= New Rochelle artist colony =

The New Rochelle artist colony was a community of artists, actors, musicians, playwrights and writers who settled in the city of New Rochelle, New York, during the early twentieth century. By the 1920s, New Rochelle had more artists per capita than almost any city in the United States, and newspaper headlines were referring to the community as "Greenwich Village without the Greenwich."

The colony included the dance team of Vernon and Irene Castle, actor Francis Wilson, writer Augustus Thomas, and artists Robert I. Aitken, Edward Kemble, Rufus Zogbaum, Alton Tobey, and Julian Hawthorne. Some affiliated artists included Ellen Emmet Rand, Montague Castle, H. R. Stanton, F. Tolles Chamberlain, Alonzo Klaw, Herman Lambden, Sophie Schuyler Day, Martha B. Bintliff, and A. Phimister Proctor.

==Illustrators==
The New Rochelle artist colony was best known for its number of prominent American illustrators. In the early 1920s more than fifty percent of the illustrations in the country's best-selling publications, and 90% of the illustrations in The Saturday Evening Post, were produced by artists from the city.

Norman Rockwell was a member of the community. Clyde Forsythe, who shared Frederic Remington's former studio with Rockwell early on, convinced him to submit cover ideas to the Saturday Evening Post. Rockwell later created over 320 covers over the course of his career. Forsythe also introduced Rockwell to his second wife, Mary Barstow, who was a nationally syndicated cartoonist. For Rockwell, living in New Rochelle in the 1920s in the presence of its many illustrators and artists encouraged his intuition that illustration was a worthy use of artistic talent.

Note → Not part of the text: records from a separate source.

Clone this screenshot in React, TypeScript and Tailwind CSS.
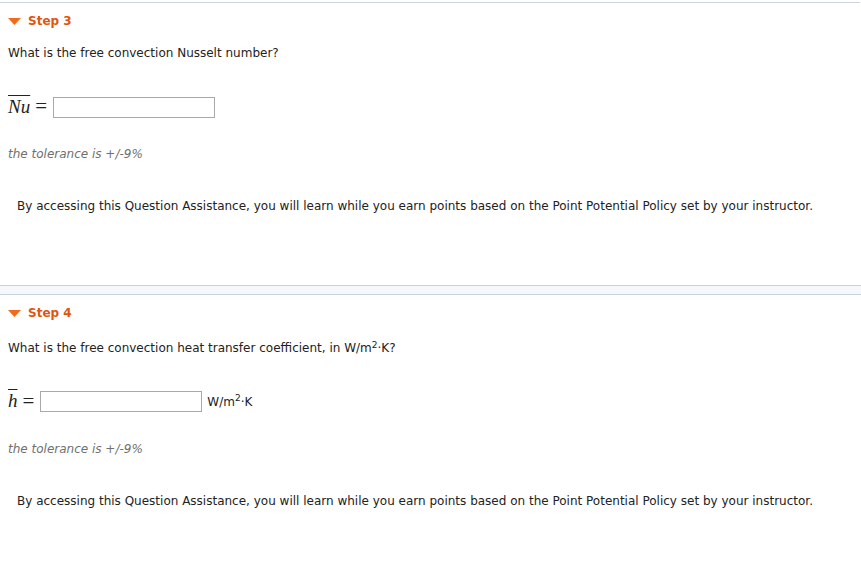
const FONT = "font-['DejaVu_Sans',Verdana,sans-serif]";

function StepHeader({ n }: { n: number }) {
  return (
    <div className="flex items-center h-[20px] pl-[8px]">
      <svg width="13" height="8" viewBox="0 0 13 8" className="mr-[7px] mt-[2px]">
        <polygon points="0,0 13,0 6.5,7" fill="#f26a1b" />
      </svg>
      <span className="text-[12px] font-bold text-[#e0550f]">Step {n}</span>
    </div>
  );
}

function Assist() {
  return (
    <p className="pl-[17px] text-[12px] text-[#222]">
      By accessing this Question Assistance, you will learn while you earn points based on the Point Potential Policy set by your instructor.
    </p>
  );
}

function Tolerance() {
  return <p className="pl-[8px] text-[12px] italic text-[#707070]">the tolerance is +/-9%</p>;
}

export default function App() {
  return (
    <div className={`${FONT} bg-white w-[861px] h-[561px] overflow-hidden pt-[2px]`}>
      <div className="border-t border-[#cbd5e1] w-[860px]" />

      {/* Step 3 */}
      <div className="mt-[8px]">
        <StepHeader n={3} />
        <p className="mt-[12px] pl-[8px] text-[12px] text-[#222] leading-[20px]">What is the free convection Nusselt number?</p>
        <div className="mt-[34px] flex items-center pl-[8px] h-[20px]">
          <span className="font-['Liberation_Serif',serif] italic text-[19px] text-[#222] overline">Nu</span>
          <span className="font-['Liberation_Serif',serif] text-[21px] text-[#222] ml-[5px] mr-[6px]">=</span>
          <input className="w-[162px] h-[21px] border border-[#a9a9a9] outline-none" />
        </div>
        <div className="mt-[28px]">
          <Tolerance />
        </div>
        <div className="mt-[34px]">
          <Assist />
        </div>
      </div>

      <div className="mt-[70px] h-[10px] border-y border-[#c9d3df] bg-[#f5f8fb]" />

      {/* Step 4 */}
      <div className="mt-[8px]">
        <StepHeader n={4} />
        <p className="mt-[15px] pl-[8px] text-[12px] text-[#222] leading-[20px]">
          What is the free convection heat transfer coefficient, in W/m<sup className="text-[9px]">2</sup>·K?
        </p>
        <div className="mt-[33px] flex items-center pl-[8px] h-[21px]">
          <span className="font-['Liberation_Serif',serif] italic text-[19px] text-[#222] overline">h</span>
          <span className="font-['Liberation_Serif',serif] text-[21px] text-[#222] ml-[5px] mr-[6px]">=</span>
          <input className="w-[162px] h-[21px] border border-[#a9a9a9] outline-none" />
          <span className="ml-[5px] text-[12px] text-[#222]">
            W/m<sup className="text-[9px]">2</sup>·K
          </span>
        </div>
        <div className="mt-[28px]">
          <Tolerance />
        </div>
        <div className="mt-[34px]">
          <Assist />
        </div>
      </div>
    </div>
  );
}
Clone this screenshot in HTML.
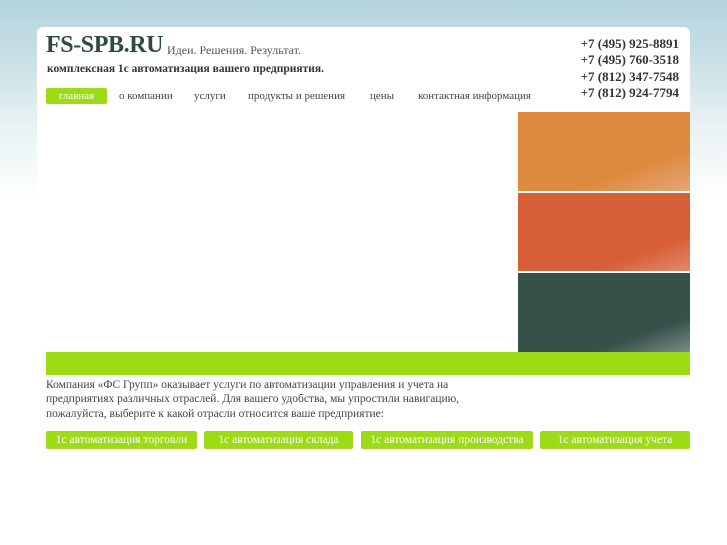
<!DOCTYPE html>
<html style="background:#fff"><head><meta charset="utf-8"><style>
html,body{margin:0;width:727px;height:545px;overflow:hidden}
body{background:linear-gradient(#b3d3de 0,#c9e0e6 60px,#e6f0f2 120px,#fff 200px) no-repeat;background-size:727px 545px;font-family:"Liberation Serif",serif;position:relative}
.c{position:absolute;left:37px;top:27px;width:653px;height:530px;background:#fff;border-radius:6px}
.a{position:absolute}
.logo{left:46px;top:32px;font-size:24px;font-weight:bold;color:#2f4a44;letter-spacing:-0.4px}
.tag{left:167px;top:43px;font-size:12px;color:#555}
.sub{left:47px;top:63px;font-size:11.5px;font-weight:bold;color:#333}
.ph{right:48px;top:36px;font-size:13px;font-weight:bold;color:#333;text-align:right;line-height:16.3px}
.nav{top:88px;font-size:11px;color:#444;height:16px;line-height:16px}
.t{left:518px;width:172px;height:79px}
.bar{left:46px;top:352px;width:644px;height:23px;background:#9ddc14}
.txt{left:46px;top:378px;font-size:11.5px;color:#444;line-height:14.3px;white-space:nowrap}
.b{top:431px;height:18px;line-height:18px;background:#9ddc14;color:#fff;font-size:11.5px;text-align:center;border-radius:2px}
</style></head><body>
<div class="c"></div>
<div class="a logo">FS-SPB.RU</div>
<div class="a tag">Идеи. Решения. Результат.</div>
<div class="a sub">комплексная 1с автоматизация вашего предприятия.</div>
<div class="a ph">+7 (495) 925-8891<br>&nbsp;+7 (495) 760-3518<br>+7 (812) 347-7548<br>+7 (812) 924-7794</div>
<div class="a nav" style="left:46px;width:61px;background:#9ddc14;color:#fff;text-align:center;border-radius:2px">главная</div>
<div class="a nav" style="left:119px">о компании</div>
<div class="a nav" style="left:194px">услуги</div>
<div class="a nav" style="left:248px">продукты и решения</div>
<div class="a nav" style="left:370px">цены</div>
<div class="a nav" style="left:418px">контактная информация</div>
<div class="a t" style="top:112px;background:linear-gradient(160deg,#dd8a3e 70%,#e6a577)"></div>
<div class="a t" style="top:193px;height:78px;background:linear-gradient(160deg,#d75f38 75%,#e08a6e)"></div>
<div class="a t" style="top:273px;background:linear-gradient(160deg,#36504a 75%,#7d8d89)"></div>
<div class="a bar"></div>
<div class="a txt">Компания «ФС Групп» оказывает услуги по автоматизации управления и учета на<br>предприятиях различных отраслей. Для вашего удобства, мы упростили навигацию,<br>пожалуйста, выберите к какой отрасли относится ваше предприятие:</div>
<div class="a b" style="left:46px;width:151px">1с автоматизация торговли</div>
<div class="a b" style="left:204px;width:149px">1с автоматизация склада</div>
<div class="a b" style="left:361px;width:172px">1с автоматизация производства</div>
<div class="a b" style="left:540px;width:150px">1с автоматизация учета</div>
</body></html>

Among the most gratifying signs that he had indeed become a serious contender in the art world was the respect shown him by New Rochelle's coterie of famous illustrators.

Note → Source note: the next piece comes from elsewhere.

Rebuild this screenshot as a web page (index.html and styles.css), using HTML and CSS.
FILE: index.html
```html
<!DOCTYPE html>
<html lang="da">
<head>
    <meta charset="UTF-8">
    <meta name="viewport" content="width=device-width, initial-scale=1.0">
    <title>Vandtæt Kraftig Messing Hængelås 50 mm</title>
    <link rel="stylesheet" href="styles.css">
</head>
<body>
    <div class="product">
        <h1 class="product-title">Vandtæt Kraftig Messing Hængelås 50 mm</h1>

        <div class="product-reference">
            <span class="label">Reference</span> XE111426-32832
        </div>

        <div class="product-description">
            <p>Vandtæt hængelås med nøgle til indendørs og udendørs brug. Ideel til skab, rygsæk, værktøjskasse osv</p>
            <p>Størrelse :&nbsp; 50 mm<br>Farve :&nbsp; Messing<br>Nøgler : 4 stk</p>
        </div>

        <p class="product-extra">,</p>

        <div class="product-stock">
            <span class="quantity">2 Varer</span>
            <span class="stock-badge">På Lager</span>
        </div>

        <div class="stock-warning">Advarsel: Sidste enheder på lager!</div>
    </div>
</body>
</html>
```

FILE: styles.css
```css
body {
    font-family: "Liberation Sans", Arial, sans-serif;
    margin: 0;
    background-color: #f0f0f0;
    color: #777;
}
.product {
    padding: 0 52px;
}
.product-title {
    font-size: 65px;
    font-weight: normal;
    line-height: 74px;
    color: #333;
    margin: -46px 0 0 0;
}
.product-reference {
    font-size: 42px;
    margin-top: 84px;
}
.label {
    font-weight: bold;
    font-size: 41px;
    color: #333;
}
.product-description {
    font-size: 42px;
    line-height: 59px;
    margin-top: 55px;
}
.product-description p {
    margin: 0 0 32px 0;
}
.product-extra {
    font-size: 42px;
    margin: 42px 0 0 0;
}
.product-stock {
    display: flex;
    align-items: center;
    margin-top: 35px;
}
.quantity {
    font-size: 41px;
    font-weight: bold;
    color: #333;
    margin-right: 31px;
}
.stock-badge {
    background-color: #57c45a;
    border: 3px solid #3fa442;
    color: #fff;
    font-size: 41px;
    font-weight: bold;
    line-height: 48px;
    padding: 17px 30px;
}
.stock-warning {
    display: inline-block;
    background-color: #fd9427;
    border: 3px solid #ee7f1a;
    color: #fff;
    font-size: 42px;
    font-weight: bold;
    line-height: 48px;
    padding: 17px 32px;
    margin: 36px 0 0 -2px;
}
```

Coles Phillips, a freelance illustrator, developed a signature device, the "Fade-away Girl", that appeared in popular magazines and in advertisements. He blocked in parts of the face and figure and left the rest to the imagination.

Nell Brinkley illustrated newspaper romance stories and was often called the Queen of Cartoons. Her "Brinkley Girl" became the 1920s equivalent of Charles Dana Gibson's "Gibson Girl" two decades earlier.

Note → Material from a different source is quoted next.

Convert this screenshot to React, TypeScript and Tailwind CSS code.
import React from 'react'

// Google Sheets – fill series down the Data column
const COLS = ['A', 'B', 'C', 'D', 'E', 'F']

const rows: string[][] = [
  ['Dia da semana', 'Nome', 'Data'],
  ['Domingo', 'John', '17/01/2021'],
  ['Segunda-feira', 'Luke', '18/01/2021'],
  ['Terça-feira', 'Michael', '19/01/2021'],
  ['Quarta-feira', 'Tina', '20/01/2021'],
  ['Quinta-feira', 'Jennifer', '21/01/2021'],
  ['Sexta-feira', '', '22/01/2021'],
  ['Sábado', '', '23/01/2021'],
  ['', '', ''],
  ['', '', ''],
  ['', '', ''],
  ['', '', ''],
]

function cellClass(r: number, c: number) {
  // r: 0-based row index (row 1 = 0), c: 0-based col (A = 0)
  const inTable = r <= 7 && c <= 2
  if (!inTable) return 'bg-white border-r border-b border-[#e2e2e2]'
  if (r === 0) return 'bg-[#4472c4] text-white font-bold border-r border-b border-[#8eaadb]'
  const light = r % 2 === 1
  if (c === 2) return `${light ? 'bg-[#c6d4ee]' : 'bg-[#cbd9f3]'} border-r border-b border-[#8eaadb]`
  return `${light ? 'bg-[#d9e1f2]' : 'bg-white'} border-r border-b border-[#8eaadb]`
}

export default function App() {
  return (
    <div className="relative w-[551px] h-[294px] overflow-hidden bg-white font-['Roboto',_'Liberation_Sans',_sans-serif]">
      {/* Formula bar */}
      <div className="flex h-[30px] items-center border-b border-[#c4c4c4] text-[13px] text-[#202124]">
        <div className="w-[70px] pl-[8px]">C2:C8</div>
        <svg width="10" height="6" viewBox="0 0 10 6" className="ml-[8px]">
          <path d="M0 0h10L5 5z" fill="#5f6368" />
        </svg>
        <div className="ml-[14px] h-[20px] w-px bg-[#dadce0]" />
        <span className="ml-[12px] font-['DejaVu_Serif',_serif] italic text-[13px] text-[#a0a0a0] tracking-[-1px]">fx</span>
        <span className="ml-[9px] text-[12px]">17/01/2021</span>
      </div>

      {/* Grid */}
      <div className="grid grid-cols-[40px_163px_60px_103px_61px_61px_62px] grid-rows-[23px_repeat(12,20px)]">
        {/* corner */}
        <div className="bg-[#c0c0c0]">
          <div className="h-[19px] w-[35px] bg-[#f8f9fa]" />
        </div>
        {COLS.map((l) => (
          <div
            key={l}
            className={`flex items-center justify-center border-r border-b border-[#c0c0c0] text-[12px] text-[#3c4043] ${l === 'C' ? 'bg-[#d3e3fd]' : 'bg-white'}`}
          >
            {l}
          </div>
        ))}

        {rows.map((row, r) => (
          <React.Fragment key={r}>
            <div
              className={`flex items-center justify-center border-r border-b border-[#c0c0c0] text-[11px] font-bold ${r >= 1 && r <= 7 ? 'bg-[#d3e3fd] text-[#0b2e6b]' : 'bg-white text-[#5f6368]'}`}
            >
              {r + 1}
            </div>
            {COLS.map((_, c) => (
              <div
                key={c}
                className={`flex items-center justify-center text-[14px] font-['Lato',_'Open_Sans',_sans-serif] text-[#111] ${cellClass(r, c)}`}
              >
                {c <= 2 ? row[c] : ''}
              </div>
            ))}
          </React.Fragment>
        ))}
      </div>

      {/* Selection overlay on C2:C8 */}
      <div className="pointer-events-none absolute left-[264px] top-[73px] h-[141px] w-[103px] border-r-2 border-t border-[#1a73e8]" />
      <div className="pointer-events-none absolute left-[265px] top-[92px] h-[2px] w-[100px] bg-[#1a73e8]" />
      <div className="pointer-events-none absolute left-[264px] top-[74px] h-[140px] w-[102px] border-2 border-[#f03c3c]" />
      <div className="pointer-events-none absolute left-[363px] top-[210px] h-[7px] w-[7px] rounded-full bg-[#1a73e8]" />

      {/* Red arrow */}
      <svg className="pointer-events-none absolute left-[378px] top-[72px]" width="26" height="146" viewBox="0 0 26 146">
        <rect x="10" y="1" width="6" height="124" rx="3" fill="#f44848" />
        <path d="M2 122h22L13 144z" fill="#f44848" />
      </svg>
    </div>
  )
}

Most of the illustrators who lived in New Rochelle were commercially successful, designing covers and illustrations for popular magazines as well as images for advertising and cartoon strips. They were national celebrities in the days before television, as print was the way people got their information and they were acquainted with these artists on a daily basis.

Most were paid well enough to live comfortable suburban lifestyles. J. C. Leyendecker, creator of the Arrow Collar Man advertising image and frequent contributor to the Saturday Evening Post, lived in a large chateau and estate overlooking Long Island Sound. Syndicated political cartoonist Clare Briggs built the Tudor revival home 'Blue Anchor', adjacent to the golf course of the Wykagyl Country Club where he was a member. Frederic Remington, known for his drawings and paintings of the American West, lived in one of the gothic-revival homes designed by Alexander Jackson Davis on Lather's Hill.

New Rochelle's illustrators included:

- Harold Anderson
- Franklin Booth
- George Brehm
- Worth Brehm
- Clare Briggs
- Nell Brinkley
- Howard Chandler Christy
- Daniel Content
- Dean Cornwell
- Alice J. Crosby
- John Cullen Murphy
- Walter De Maris
- John Philip Falter
- Clyde Forsythe
- Charles Dana Gibson
- Irving Hansen
- Lucius W. Hitchcock
- Walter Beach Humphrey
- Herbert S. Kates
- Frank X. Leyendecker
- J. C. Leyendecker
- Tom Lovell
- Orson Byron Lowell
- Frederick Opper
- A. S. Packer
- Al Parker
- Edward Penfield
- Coles Phillips
- Charles M. Relyea
- Frederic Remington
- Norman Rockwell
- Mead Schaeffer
- Leon A. Shafer
- Remington Schuyler
- Frederick L. Stanley
- Donald Teague
- George T. Tobin
- Edmund Franklin Ward
- Revere F. Wistefuff

==New Rochelle Art Association==

In 1912, a number of artists from the community organized the New Rochelle Art Association. The organization set formal goals among which were to “set an educational standard in the Fine Arts and promote interest in art in the community.”. The associations founding members included Norman Rockwell, J. C. Leyendecker, F. X. Leyendecker, Ernest Albert, Frederick Dana Marsh, G. Glen Newell, Orson Lowell, Remington Schuyler, Alta West Salisbury, George T. Tobin, Lucius W. Hitchcock, Edward Penfield, and A. G. Heaton.